2.3.1 Fun and Creative
Take an order for an aperitif or a cocktail first. Present the food menu after the drinks have been served.

Present the drinks list like this:
· Here’s your drinks list, madam ... Here’s your drinks list, sir. …
· Or: Here’s your drinks list, and here’s your menu, madam ... Here’s your drinks list and menu, sir. …


· Would you like an aperitif or a cocktail before your meal? (Rising voice.) Or:
· Would you care for an aperitif or a cocktail before your meal? (Rising voice.) Or:
· May I bring you an aperitif or a cocktail before your meal? (Rising voice.)


Then:
· Would you like a cocktail with or without alcohol?

Guest asks for a non-alcoholic cocktail: We have some fabulous mocktails and smoothies, or you could just leave it to (our barman/me) to create a

magical and mysterious cocktail for you.



Guest asks for a non-alcoholic cocktail: We have some fabulous mocktails and smoothies. Would you like to leave it to (our barman/me) to create a

magical and mysterious cocktail for you?



Guest asks for an alcoholic cocktail: What would you like your cocktail made with? Gin, vodka, whisky, rum, or wine?



Gin 1: May I recommend the (name of cocktail)? That’s … (describe it).

It’s … (compliment it). Or, you could leave it to our barman to create

(1) a glass of mystery and magic? Or:

(2) a cocktail from heaven? Or:

(3) a cocktail to die for?



Gin 2: May I recommend the (name of cocktail)? That’s … (describe it).

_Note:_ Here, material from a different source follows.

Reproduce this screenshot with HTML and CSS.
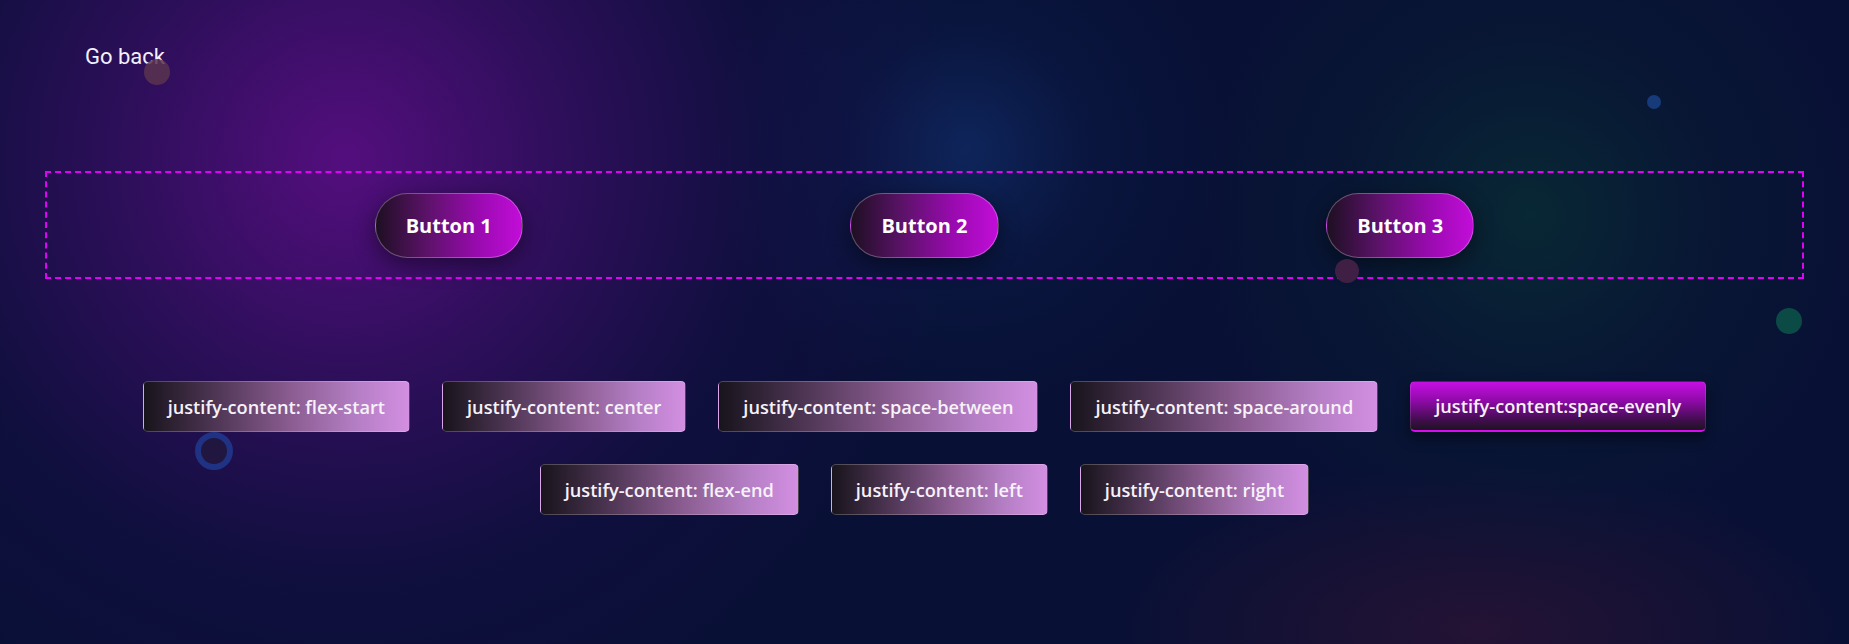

It’s … (compliment it). Or, may I tempt you to leave it to our barman to create

(1) a glass of mystery and magic? Or:

(2) a cocktail from heaven? Or:

(3) a cocktail to die for?



Gin 2: May I recommend the (name of cocktail)? That’s … (describe it).

It’s … (compliment it). Or, you could leave it to me to create:

(1) a glass of mystery and magic? Or:

(2) a cocktail from heaven? Or:

(3) a cocktail to die for?



The guest accepts the offer of the barman:

· Thank you, (name). I’ll bring a glass of magic and mystery right away.
· Certainly, (name).


You take the alcoholic cocktail to the guest:

· Here’s your cocktail, (name). I’ll leave it to you to guess the ingredients.
I’ll leave it to you to solve the mystery of the drink.

I hope you enjoy it.

· It’s one of the many mysteries of (Pakistan).
· It’s (Pakistan) magic.
· Have a guess, sir. … Keep guessing.


Alternatively, you could take the cocktail to the guest like this:
· (Present an empty glass: ) Here’s a glass full of mystery. The barman is bringing the magic drink / potion. … (The barman arrives with his cocktail shaker, shakes the cocktail shaker, and pours it into the glass. Then he says:
· Here’s your magical drink. I hope you enjoy it. Or:
· Here’s the magic to go with the mystery. I hope you enjoy it. Then perhaps:
· It’s one of the many mysteries of (Pakistan / this hotel).


2.3.2 Polite and Proper


Present the drinks list like this:
· Here’s your drinks list, madam ... Here’s your drinks list, sir. …
· Would you like an aperitif or a cocktail before your meal? (Rising voice.) Or:
· Would you care for an aperitif or a cocktail before your meal? (Rising voice.) Or:
· May I bring you an aperitif or a cocktail before your meal? (Rising voice.)
· Would you like one of our special cocktails? We have special cocktails with and without alcohol.
No: We also have some delicious fruit smoothies and milk shakes / special
cocktails without alcohol. Would you like one instead?...I highly
recommend the … It’s made from … It’s (fabulous).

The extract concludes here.